Brandon Guffey said it sounded like someone had slammed a bowling ball to the floor. He found his son in a pool of blood between the toilet and the tub.

The family was devastated at the loss of the boy and started looking into why he would kill himself.

The father discovered that the scammers had posed as a young woman who sent his son nude photos. Gavin Guffey was asked for nude photos in return and he sent one to them believing it was the girl. That was when they extorted him.

After the teenager took his life, the scammers fixated on the family, sending them a ton of vile messages on Instagram and continuing to threaten to release the nude photo unless their demands were met.

It’s been almost a year since Gavin Guffey died and no one has been arrested yet according to an FBI spokesman in Columbia, South Carolina.

“I was a basket case, I didn’t know what to do,” Brandon Guffey told CNN concerning the day he found his son in the bathroom with a gun on the floor. “My initial thought was, this is my fault — I left the gun out.”

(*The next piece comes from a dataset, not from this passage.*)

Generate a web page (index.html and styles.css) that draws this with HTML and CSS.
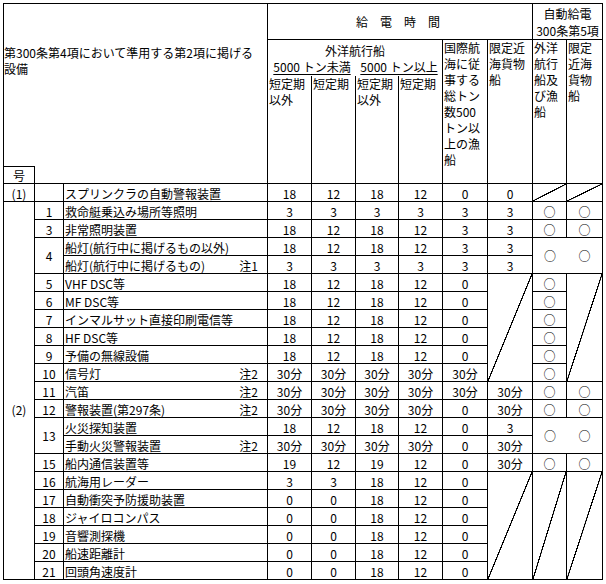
FILE: index.html
```html
<!DOCTYPE html>
<html lang="ja">
<head>
<meta charset="utf-8">
<title>給電時間</title>
<link rel="stylesheet" href="styles.css">
</head>
<body>
<div class="sheet">
  <div class="c hd-main cs3 rs4 nb">第300条第4項において準用する第2項に掲げる<br>設備</div>
  <div class="c hd-time cs6">給　電　時　間</div>
  <div class="c hd-auto cs2"><span>自動給電<br>300条第5項</span></div>

  <div class="c cs4 nb">外洋航行船</div>
  <div class="c top rs4">国際航<br>海に従<br>事する<br>総トン<br>数500<br>トン以<br>上の漁<br>船</div>
  <div class="c top rs4">限定近<br>海貨物<br>船</div>
  <div class="c top rs4">外洋<br>航行<br>船及<br>び漁<br>船</div>
  <div class="c top rs4">限定<br>近海<br>貨物<br>船</div>

  <div class="c ton cs2 nb nr"><span class="u">5000 トン未満</span></div>
  <div class="c ton cs2 nb"><span class="u">5000 トン以上</span></div>

  <div class="c top rs2">短定期<br>以外</div>
  <div class="c top rs2">短定期</div>
  <div class="c top rs2">短定期<br>以外</div>
  <div class="c top rs2">短定期</div>

  <div class="c go">号</div>
  <div class="c cs2"></div>

  <!-- (1) -->
  <div class="c">(1)</div><div class="c"></div><div class="c name">スプリンクラの自動警報装置</div>
  <div class="c">18</div><div class="c">12</div><div class="c">18</div><div class="c">12</div><div class="c">0</div><div class="c">0</div>
  <div class="c dg"></div><div class="c dg"></div>

  <!-- 1 -->
  <div class="c rs21 sec">(2)</div>
  <div class="c">1</div><div class="c name">救命艇乗込み場所等照明</div>
  <div class="c">3</div><div class="c">3</div><div class="c">3</div><div class="c">3</div><div class="c">3</div><div class="c">3</div>
  <div class="c">○</div><div class="c">○</div>

  <!-- 3 -->
  <div class="c">3</div><div class="c name">非常照明装置</div>
  <div class="c">18</div><div class="c">12</div><div class="c">18</div><div class="c">12</div><div class="c">3</div><div class="c">3</div>
  <div class="c">○</div><div class="c">○</div>

  <!-- 4 -->
  <div class="c rs2 mid">4</div><div class="c name">船灯(航行中に掲げるもの以外)</div>
  <div class="c">18</div><div class="c">12</div><div class="c">18</div><div class="c">12</div><div class="c">3</div><div class="c">3</div>
  <div class="c cs2 rs2 pair"><span>○</span><span>○</span></div>
  <div class="c name"><span>船灯(航行中に掲げるもの)</span><span>注1</span></div>
  <div class="c">3</div><div class="c">3</div><div class="c">3</div><div class="c">3</div><div class="c">3</div><div class="c">3</div>

  <!-- 5 -->
  <div class="c">5</div><div class="c name">VHF DSC等</div>
  <div class="c">18</div><div class="c">12</div><div class="c">18</div><div class="c">12</div><div class="c">0</div>
  <div class="c rs6 dg"></div><div class="c">○</div><div class="c rs6 dg"></div>

  <!-- 6 -->
  <div class="c">6</div><div class="c name">MF DSC等</div>
  <div class="c">18</div><div class="c">12</div><div class="c">18</div><div class="c">12</div><div class="c">0</div>
  <div class="c">○</div>

  <!-- 7 -->
  <div class="c">7</div><div class="c name">インマルサット直接印刷電信等</div>
  <div class="c">18</div><div class="c">12</div><div class="c">18</div><div class="c">12</div><div class="c">0</div>
  <div class="c">○</div>

  <!-- 8 -->
  <div class="c">8</div><div class="c name">HF DSC等</div>
  <div class="c">18</div><div class="c">12</div><div class="c">18</div><div class="c">12</div><div class="c">0</div>
  <div class="c">○</div>

  <!-- 9 -->
  <div class="c">9</div><div class="c name">予備の無線設備</div>
  <div class="c">18</div><div class="c">12</div><div class="c">18</div><div class="c">12</div><div class="c">0</div>
  <div class="c">○</div>

  <!-- 10 -->
  <div class="c">10</div><div class="c name"><span>信号灯</span><span>注2</span></div>
  <div class="c">30分</div><div class="c">30分</div><div class="c">30分</div><div class="c">30分</div><div class="c">30分</div>
  <div class="c">○</div>

  <!-- 11 -->
  <div class="c">11</div><div class="c name"><span>汽笛</span><span>注2</span></div>
  <div class="c">30分</div><div class="c">30分</div><div class="c">30分</div><div class="c">30分</div><div class="c">30分</div><div class="c">30分</div>
  <div class="c">○</div><div class="c">○</div>

  <!-- 12 -->
  <div class="c">12</div><div class="c name"><span>警報装置(第297条)</span><span>注2</span></div>
  <div class="c">30分</div><div class="c">30分</div><div class="c">30分</div><div class="c">30分</div><div class="c">0</div><div class="c">30分</div>
  <div class="c">○</div><div class="c">○</div>

  <!-- 13 -->
  <div class="c rs2 mid">13</div><div class="c name">火災探知装置</div>
  <div class="c">18</div><div class="c">12</div><div class="c">18</div><div class="c">12</div><div class="c">0</div><div class="c">3</div>
  <div class="c cs2 rs2 pair"><span>○</span><span>○</span></div>
  <div class="c name"><span>手動火災警報装置</span><span>注2</span></div>
  <div class="c">30分</div><div class="c">30分</div><div class="c">30分</div><div class="c">30分</div><div class="c">0</div><div class="c">30分</div>

  <!-- 15 -->
  <div class="c">15</div><div class="c name">船内通信装置等</div>
  <div class="c">19</div><div class="c">12</div><div class="c">19</div><div class="c">12</div><div class="c">0</div><div class="c">30分</div>
  <div class="c">○</div><div class="c">○</div>

  <!-- 16 -->
  <div class="c">16</div><div class="c name">航海用レーダー</div>
  <div class="c">3</div><div class="c">3</div><div class="c">18</div><div class="c">12</div><div class="c">0</div>
  <div class="c rs6 dg"></div><div class="c rs6 dg"></div><div class="c rs6 dg"></div>

  <!-- 17 -->
  <div class="c">17</div><div class="c name">自動衝突予防援助装置</div>
  <div class="c">0</div><div class="c">0</div><div class="c">18</div><div class="c">12</div><div class="c">0</div>

  <!-- 18 -->
  <div class="c">18</div><div class="c name">ジャイロコンパス</div>
  <div class="c">0</div><div class="c">0</div><div class="c">18</div><div class="c">12</div><div class="c">0</div>

  <!-- 19 -->
  <div class="c">19</div><div class="c name">音響測探機</div>
  <div class="c">0</div><div class="c">0</div><div class="c">18</div><div class="c">12</div><div class="c">0</div>

  <!-- 20 -->
  <div class="c">20</div><div class="c name">船速距離計</div>
  <div class="c">0</div><div class="c">0</div><div class="c">18</div><div class="c">12</div><div class="c">0</div>

  <!-- 21 -->
  <div class="c">21</div><div class="c name">回頭角速度計</div>
  <div class="c">0</div><div class="c">0</div><div class="c">18</div><div class="c">12</div><div class="c">0</div>
</div>
</body>
</html>
```

FILE: styles.css
```css
html, body {
  margin: 0;
  background: #fff;
}

body {
  font-family: "Noto Sans CJK JP", "Noto Sans CJK SC", sans-serif;
  font-size: 12px;
  color: #000;
}

.sheet {
  display: grid;
  grid-template-columns: 31px 29px 204px 44px 44px 43px 44px 45px 45px 34px 36px;
  grid-template-rows: 36px 18px 18px 90px 18px repeat(22, 18px);
  width: max-content;
  margin: 3px 0 0 3px;
  border-left: 1px solid #000;
  border-top: 1px solid #000;
}

.c {
  box-sizing: border-box;
  border-right: 1px solid #000;
  border-bottom: 1px solid #000;
  display: flex;
  align-items: flex-end;
  justify-content: center;
  line-height: 14px;
  white-space: nowrap;
  overflow: hidden;
  min-width: 0;
}

.nb { border-bottom: 0; }
.nr { border-right: 0; }

.cs2 { grid-column: span 2; }
.cs3 { grid-column: span 3; }
.cs4 { grid-column: span 4; }
.cs6 { grid-column: span 6; }
.rs2 { grid-row: span 2; }
.rs4 { grid-row: span 4; }
.rs6 { grid-row: span 6; }
.rs21 { grid-row: span 21; }

.hd-main {
  display: block;
  padding: 41px 0 0 0;
  line-height: 16px;
}

.hd-time {
  justify-content: flex-start;
  padding: 0 0 10px 88px;
}

.hd-auto {
  line-height: 17px;
}
.hd-auto span {
  text-align: center;
}

.top {
  display: block;
  padding: 0 0 0 1px;
  line-height: 16px;
}

.ton {
  padding-bottom: 2px;
}

.u {
  text-decoration: underline;
  text-underline-offset: 2px;
  text-decoration-thickness: 1px;
}

.go {
  border-top: 1px solid #000;
}

.name {
  justify-content: space-between;
  padding: 0 9px 0 1px;
}

.mid {
  align-items: center;
}

.sec {
  display: block;
  text-align: center;
  padding-top: 201px;
}

.pair {
  align-items: center;
  justify-content: flex-start;
}
.pair span {
  width: 34px;
  text-align: center;
}
.pair span + span {
  width: 35px;
}

.dg {
  background: linear-gradient(to top left,
    transparent calc(50% - 0.7px),
    #000 calc(50% - 0.5px),
    #000 calc(50% + 0.5px),
    transparent calc(50% + 0.7px));
}
```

Sextortion is a very profitable crime for scammers. The father pointed out that both international fraudsters and local scammers use it without mercy.

“If you can extort ten teenage boys that aren’t gonna say anything for $100 each, and do all that with one image that you got from a girl, it’s fairly simple,” he explained. “And teenage boys, whenever they see they’re getting that attention (from a girl), they’re not necessarily thinking.”

Guffey’s son was your average teenage boy. According to his father, he loved skating and art and had stickers of dinosaurs, Spider-Man, and Deadpool on his car’s dashboard. The day he passed on, a flag with the face of Kanye West on it and the words, “Don’t tread on Ye,” was delivered. His father keeps it in his office.

“Gavin would constantly troll me,” his father laughed. “I’m a pretty conservative guy, and Gavin was more of a liberal kid. But I always encourage my kids to think on their own and to be their own person. As long as they’re thinking, that’s what’s most important.”

According to federal officials, sextortion cases have exploded over the last year resulting in an alarming number of suicides nationwide. The FBI reported there were at least 7,000 reports of sextortion of minors last year, with at least 3,000 victims, mostly boys. More than a dozen committed suicide.

“This crime starts when young people believe they are communicating with someone their own age who is interested in a relationship …” the FBI said in an alert. “The shame, fear, and confusion children feel when they are caught in this cycle often prevents them from asking for help or reporting the abuse.”